-- START Stored records --

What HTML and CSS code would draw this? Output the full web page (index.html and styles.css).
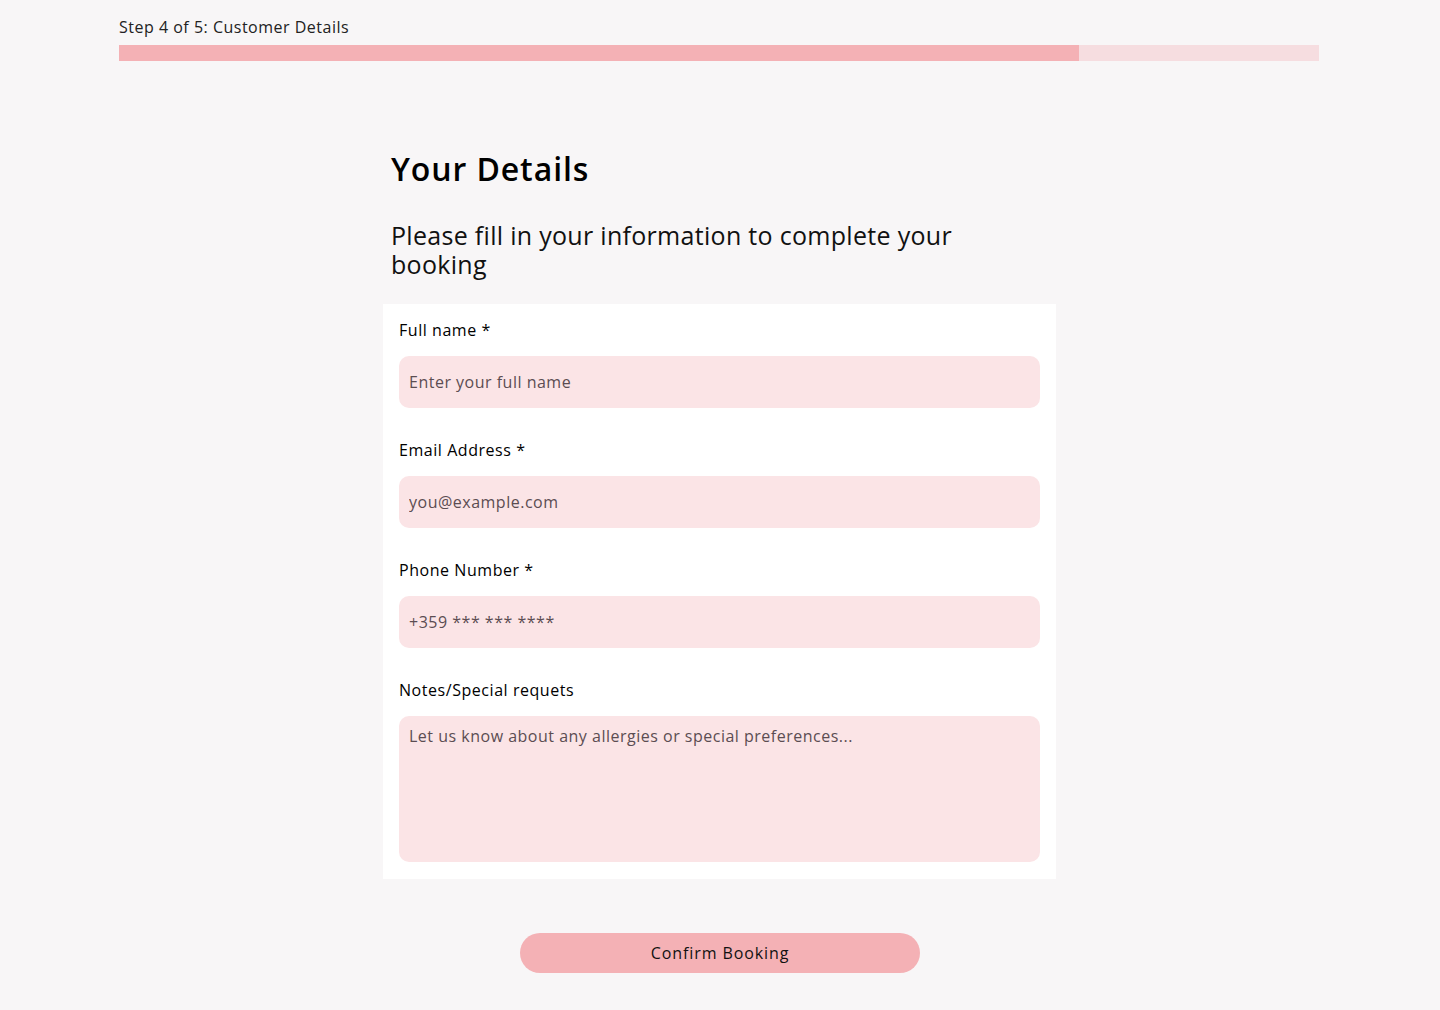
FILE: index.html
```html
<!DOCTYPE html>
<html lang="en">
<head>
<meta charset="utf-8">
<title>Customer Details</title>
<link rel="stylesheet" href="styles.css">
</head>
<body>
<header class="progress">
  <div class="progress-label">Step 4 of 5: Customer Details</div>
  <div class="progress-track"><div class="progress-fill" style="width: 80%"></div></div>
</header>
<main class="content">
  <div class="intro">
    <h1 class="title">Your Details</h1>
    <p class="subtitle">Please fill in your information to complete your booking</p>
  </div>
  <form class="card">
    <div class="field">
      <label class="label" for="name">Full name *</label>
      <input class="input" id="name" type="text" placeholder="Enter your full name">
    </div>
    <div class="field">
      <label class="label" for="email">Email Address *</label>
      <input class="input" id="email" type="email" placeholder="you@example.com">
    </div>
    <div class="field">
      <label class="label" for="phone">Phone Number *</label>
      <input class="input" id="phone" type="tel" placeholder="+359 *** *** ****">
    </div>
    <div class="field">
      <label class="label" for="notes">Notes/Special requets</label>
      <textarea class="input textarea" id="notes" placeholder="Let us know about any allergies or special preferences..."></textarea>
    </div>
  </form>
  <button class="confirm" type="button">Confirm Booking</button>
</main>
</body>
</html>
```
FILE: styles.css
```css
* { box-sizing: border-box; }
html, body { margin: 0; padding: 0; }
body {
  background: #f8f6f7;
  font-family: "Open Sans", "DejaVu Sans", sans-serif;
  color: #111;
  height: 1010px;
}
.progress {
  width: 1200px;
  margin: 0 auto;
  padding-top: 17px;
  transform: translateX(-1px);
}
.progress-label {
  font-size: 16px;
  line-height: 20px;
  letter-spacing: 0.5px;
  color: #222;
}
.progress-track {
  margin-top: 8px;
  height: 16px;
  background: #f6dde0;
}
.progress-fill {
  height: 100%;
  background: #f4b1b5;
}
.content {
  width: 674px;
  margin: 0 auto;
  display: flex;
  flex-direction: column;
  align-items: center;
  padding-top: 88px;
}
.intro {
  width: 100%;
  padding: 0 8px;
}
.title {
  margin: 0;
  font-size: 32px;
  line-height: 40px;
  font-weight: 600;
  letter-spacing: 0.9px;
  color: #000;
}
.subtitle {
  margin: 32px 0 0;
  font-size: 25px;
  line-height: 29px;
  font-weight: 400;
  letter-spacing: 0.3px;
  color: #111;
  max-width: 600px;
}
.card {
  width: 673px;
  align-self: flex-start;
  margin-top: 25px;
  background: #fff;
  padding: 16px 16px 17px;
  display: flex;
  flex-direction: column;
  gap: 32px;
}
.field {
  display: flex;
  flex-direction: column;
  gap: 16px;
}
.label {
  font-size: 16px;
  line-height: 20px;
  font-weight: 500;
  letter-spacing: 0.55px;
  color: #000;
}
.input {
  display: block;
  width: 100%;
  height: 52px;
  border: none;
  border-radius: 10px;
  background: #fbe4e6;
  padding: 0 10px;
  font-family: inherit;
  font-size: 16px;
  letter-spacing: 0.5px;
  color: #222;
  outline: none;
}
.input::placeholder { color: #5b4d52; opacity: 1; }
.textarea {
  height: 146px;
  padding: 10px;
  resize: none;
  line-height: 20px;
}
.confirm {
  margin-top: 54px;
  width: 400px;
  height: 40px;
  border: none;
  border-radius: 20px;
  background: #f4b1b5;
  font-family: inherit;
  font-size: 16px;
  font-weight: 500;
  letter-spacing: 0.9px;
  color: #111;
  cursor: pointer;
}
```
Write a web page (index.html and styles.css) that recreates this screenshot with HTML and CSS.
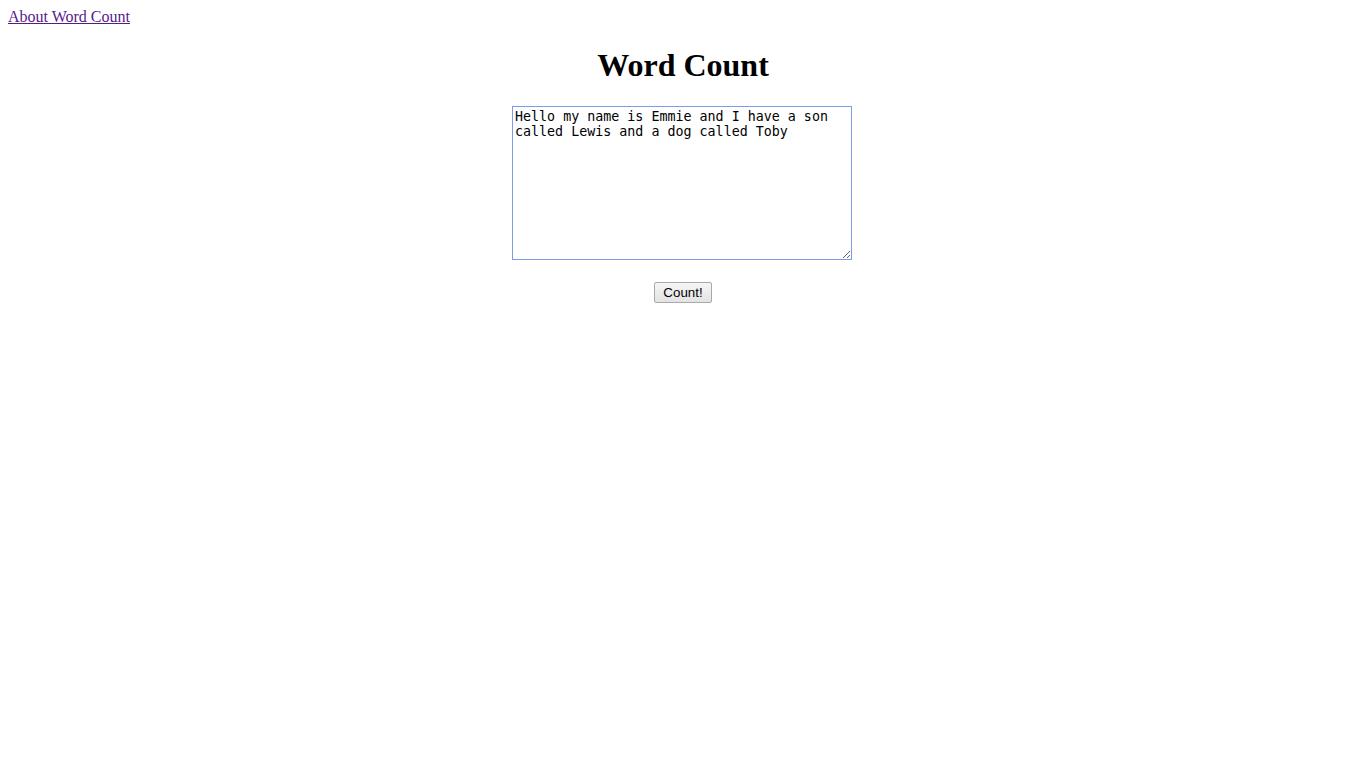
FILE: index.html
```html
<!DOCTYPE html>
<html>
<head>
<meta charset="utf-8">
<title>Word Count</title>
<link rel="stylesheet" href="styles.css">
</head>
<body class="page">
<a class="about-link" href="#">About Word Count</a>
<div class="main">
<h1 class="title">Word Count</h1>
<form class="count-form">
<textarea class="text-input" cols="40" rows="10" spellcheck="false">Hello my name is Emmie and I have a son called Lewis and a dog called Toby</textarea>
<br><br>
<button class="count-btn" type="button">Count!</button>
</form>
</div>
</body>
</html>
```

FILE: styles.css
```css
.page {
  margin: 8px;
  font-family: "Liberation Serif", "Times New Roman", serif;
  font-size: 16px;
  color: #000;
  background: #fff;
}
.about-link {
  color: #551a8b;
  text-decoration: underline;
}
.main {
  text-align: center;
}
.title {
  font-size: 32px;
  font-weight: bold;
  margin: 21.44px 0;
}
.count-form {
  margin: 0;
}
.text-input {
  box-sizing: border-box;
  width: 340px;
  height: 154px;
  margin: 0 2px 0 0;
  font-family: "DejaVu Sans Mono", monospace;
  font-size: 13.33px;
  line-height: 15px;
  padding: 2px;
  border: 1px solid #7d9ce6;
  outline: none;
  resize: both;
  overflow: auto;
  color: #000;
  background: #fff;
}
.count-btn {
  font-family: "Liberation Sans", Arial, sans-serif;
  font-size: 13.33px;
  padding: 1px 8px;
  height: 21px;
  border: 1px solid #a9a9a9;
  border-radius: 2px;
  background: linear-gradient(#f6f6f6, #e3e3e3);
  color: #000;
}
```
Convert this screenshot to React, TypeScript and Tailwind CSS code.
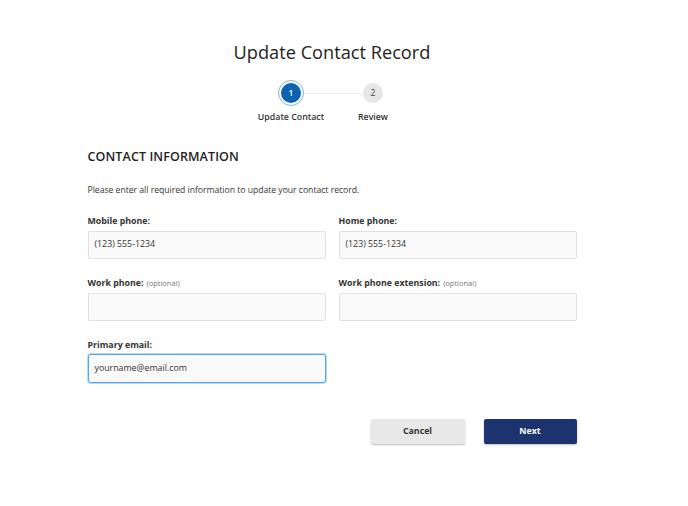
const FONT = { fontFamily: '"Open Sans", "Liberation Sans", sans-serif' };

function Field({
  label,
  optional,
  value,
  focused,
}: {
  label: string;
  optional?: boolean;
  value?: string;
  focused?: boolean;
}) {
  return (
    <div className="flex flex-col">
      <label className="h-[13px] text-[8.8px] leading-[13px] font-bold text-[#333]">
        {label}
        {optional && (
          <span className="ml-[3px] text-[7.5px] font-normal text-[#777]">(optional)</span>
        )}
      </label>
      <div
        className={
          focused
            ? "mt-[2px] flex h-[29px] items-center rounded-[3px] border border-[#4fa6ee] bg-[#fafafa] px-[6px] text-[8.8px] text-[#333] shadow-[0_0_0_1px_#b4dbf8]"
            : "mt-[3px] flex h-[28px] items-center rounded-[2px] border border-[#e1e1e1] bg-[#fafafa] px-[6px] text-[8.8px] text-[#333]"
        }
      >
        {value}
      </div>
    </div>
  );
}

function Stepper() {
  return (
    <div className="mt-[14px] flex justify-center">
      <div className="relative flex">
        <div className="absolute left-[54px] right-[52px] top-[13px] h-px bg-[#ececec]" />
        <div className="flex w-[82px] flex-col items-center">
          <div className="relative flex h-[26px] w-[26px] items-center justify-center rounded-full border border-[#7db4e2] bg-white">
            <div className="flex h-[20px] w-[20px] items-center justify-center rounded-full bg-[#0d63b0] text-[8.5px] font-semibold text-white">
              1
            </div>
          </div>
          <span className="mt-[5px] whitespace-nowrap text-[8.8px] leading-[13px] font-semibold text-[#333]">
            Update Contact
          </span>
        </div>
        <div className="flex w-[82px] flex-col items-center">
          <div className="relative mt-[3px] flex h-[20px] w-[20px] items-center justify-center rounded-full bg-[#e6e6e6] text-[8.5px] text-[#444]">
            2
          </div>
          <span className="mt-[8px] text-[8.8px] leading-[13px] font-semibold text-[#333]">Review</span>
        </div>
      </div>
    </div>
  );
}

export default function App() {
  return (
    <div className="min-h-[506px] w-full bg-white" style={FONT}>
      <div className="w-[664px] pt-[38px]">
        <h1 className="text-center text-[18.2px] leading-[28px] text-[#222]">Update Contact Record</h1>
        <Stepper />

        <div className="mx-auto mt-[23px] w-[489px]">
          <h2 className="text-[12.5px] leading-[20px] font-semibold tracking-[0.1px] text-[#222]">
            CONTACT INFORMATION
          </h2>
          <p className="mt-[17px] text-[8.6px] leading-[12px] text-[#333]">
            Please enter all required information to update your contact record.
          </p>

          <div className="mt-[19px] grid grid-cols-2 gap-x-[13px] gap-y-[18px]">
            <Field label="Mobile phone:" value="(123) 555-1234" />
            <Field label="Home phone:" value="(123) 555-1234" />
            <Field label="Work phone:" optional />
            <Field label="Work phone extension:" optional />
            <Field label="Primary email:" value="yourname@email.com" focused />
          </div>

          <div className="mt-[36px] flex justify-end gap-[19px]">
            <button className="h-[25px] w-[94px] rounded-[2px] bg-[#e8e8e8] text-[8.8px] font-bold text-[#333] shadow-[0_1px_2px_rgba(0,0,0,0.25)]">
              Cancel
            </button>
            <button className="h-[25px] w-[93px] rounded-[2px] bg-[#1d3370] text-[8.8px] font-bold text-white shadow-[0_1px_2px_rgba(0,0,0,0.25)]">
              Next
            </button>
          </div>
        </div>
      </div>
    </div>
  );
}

-- END Stored records --

== Short task ==
Gather up every line in the data above that contains the word "code", copying each one.

== Written response ==
What HTML and CSS code would draw this? Output the full web page (index.html and styles.css).
Convert this screenshot to React, TypeScript and Tailwind CSS code.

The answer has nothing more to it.